Note that p_var2 and var3 in the above snippet do not have the SAVE attribute. So using dynamic allocation provides a potential workaround for cases where a type has a default-initialized component and/or this is unknown.

External dependencies

Another way in which a gridded component can run afoul of thread safety is to make calls into other layers which are not themselves threadsafe.

I/O

The largest concern here is I/O which can call system-level libraries which are not thread safe. Usually the solution for local I/O is to surround the print/write statements with OpenMP guards such as:

!$omp critical (my_print)
   print*,...
!$omp end critical (my_print)

Note that it is very important to name critical sections in GEOS to avoid accidental deadlock when critical sections are nested.

Of course if you only want one thread to do the I/O, you should instead use either the single or master directives instead. (And these do not have names.)

Other procedures

Unless you are certain that a given layer is threadsafe itself, you should surround calls with OpenMP critical sections as described above for I/O. Ideally someone should fix said layer and then remove the critical section. Best practice is to comment the reason for the critical section so later developers can check to see if it is no longer necessary.
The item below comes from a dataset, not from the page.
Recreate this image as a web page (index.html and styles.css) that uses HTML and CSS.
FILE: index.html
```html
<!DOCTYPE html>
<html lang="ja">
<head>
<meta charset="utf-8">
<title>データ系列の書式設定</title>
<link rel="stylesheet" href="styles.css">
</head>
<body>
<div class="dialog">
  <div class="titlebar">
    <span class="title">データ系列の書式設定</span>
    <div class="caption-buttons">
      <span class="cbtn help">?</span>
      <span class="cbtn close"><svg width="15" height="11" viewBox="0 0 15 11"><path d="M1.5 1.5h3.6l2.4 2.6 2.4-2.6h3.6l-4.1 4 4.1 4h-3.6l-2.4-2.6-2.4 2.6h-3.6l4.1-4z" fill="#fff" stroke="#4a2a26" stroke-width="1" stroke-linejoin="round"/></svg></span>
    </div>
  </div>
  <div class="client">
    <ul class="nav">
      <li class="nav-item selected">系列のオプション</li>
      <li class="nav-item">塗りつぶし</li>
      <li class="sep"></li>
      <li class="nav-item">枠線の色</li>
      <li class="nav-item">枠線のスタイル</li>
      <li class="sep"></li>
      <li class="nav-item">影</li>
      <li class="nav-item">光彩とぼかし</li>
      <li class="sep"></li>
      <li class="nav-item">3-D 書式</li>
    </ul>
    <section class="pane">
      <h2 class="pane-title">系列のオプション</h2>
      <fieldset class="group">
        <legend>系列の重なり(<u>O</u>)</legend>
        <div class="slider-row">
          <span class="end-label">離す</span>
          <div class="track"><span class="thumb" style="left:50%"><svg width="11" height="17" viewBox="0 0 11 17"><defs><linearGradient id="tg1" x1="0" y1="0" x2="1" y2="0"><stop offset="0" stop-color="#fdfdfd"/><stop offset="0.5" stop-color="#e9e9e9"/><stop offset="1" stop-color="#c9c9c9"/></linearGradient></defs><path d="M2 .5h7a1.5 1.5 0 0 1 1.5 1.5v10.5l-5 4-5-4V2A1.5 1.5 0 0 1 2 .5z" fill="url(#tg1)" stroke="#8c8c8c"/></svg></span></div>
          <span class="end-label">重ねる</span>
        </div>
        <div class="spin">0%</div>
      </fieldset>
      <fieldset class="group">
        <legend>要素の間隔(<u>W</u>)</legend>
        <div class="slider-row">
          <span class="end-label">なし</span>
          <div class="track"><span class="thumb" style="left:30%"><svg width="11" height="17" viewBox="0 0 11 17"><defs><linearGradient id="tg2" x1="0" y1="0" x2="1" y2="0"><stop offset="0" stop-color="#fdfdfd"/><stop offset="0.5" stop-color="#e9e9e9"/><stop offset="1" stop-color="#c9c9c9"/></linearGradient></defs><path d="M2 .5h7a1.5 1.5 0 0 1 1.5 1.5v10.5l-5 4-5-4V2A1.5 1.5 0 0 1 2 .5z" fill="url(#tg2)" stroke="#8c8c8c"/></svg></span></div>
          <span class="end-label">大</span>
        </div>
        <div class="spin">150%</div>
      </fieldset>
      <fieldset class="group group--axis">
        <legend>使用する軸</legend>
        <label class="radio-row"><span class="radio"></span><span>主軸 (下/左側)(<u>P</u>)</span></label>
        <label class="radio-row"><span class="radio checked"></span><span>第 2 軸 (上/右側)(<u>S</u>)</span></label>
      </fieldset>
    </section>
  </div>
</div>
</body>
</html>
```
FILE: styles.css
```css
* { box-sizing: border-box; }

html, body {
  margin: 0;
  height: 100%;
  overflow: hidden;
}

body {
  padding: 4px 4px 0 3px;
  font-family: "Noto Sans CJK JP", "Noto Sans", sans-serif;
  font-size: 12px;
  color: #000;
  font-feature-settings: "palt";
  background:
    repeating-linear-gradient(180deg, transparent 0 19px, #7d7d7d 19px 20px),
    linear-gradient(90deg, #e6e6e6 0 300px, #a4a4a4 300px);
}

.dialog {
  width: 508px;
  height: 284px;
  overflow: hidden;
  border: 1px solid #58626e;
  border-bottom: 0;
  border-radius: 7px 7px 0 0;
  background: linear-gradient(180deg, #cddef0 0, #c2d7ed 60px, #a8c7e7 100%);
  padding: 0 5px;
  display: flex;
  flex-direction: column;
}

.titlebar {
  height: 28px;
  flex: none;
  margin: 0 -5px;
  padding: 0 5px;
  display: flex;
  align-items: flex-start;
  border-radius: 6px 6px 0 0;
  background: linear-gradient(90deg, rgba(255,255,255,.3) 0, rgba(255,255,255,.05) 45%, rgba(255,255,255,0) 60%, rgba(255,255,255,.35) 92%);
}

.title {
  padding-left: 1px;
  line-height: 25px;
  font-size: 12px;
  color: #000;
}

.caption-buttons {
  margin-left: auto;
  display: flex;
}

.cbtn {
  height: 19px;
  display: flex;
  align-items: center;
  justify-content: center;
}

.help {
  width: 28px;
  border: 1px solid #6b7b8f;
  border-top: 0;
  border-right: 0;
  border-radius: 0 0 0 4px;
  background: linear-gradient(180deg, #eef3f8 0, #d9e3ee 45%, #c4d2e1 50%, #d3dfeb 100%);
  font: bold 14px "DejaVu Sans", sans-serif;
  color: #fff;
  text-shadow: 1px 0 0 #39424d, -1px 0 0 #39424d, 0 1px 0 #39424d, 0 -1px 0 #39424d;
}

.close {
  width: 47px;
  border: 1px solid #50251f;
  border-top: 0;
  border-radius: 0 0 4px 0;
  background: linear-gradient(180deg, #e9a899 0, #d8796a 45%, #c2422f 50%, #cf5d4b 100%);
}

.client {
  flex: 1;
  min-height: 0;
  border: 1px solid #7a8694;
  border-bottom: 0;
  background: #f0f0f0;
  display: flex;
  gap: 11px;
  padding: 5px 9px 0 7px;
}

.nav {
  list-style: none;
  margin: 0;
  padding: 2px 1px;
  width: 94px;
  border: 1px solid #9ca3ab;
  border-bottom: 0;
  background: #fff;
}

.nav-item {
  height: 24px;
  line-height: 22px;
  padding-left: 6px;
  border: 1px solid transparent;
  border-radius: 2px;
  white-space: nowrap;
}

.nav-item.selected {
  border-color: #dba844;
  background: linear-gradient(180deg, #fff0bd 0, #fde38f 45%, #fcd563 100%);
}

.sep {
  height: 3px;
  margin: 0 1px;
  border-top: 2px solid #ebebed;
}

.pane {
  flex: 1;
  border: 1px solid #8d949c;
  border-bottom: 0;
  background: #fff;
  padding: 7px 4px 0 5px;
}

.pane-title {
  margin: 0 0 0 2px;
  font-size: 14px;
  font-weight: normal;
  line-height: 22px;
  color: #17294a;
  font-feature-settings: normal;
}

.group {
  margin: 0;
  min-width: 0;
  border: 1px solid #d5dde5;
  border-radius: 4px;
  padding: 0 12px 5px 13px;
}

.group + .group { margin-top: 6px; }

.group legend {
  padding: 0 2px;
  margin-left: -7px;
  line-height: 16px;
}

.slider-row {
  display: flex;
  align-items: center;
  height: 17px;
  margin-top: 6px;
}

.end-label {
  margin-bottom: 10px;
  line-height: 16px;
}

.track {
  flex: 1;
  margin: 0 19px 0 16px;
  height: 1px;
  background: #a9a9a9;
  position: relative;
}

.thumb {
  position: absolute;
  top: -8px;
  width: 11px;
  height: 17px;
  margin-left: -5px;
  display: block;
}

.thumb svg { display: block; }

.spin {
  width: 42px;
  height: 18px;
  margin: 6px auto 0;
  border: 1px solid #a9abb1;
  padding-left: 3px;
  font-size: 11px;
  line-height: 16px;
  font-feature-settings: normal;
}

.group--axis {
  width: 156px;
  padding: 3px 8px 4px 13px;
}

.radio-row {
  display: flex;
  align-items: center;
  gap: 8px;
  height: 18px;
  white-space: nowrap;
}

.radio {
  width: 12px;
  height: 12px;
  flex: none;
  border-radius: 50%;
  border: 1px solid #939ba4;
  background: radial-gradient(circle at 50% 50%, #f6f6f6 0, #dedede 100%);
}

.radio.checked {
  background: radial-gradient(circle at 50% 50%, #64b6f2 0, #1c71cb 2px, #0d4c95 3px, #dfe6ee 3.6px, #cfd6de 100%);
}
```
Notable layers which are currently not thread safe:

  1. pFlogger (output on shared files/units)
  2. Timers (use global counters sometimes)
  3. MAPL and ESMF GetResource on the universal (shared) config.

Future improvements are expected to extend pFlogger and MAPL_Profiler to be thread safe and hopefully even thread-aware. However, the universal config will likely remain a shared resource. Best practice is to limit access to the initialize phase and surround in a critical section. Setting values into a config may require an openmp barrier depending on subsequent use.

Fortran features that cannot be used within a parallel region

OpenMP and Fortran evolve separately as standards. A consequence of this is that OpenMP is generally somewhat behind the Fortran standard in terms of specifying what language features can be used within parallel regions.

BLOCK

BLOCK was introduced in F2008 and is not allowed (as of 2021-08-13) within a parallel region. This feature is not frequently used within GEOS, and any such can readily be replaced with either inline code or changing into a module procedure or an inner procedure.

gfortran and RETURN statement from an OpenMP block

The GNU Fortran compiler (gfortran) does not allow a RETURN statement from within an OpenMP block. For example, the compiler complains about the implicit return statement in VERIFY_(STATUS)

!$omp critical
   call ESMF_ConfigGetAttribute(CF, DT, Label="RUN_DT:" , RC=STATUS)
   VERIFY_(STATUS)
!$omp end critical

The work around is to move VERIFY_(STATUS) to after !$omp end critical.

If the block is longer with multiple VERIFY/RC, then do

call first(..., rc=status)
if (status == _SUCCESS) call second(..., rc=status)
if (status == _SUCCESS) call third(..., rc=status)
!$omp end critical
_VERIFY(status)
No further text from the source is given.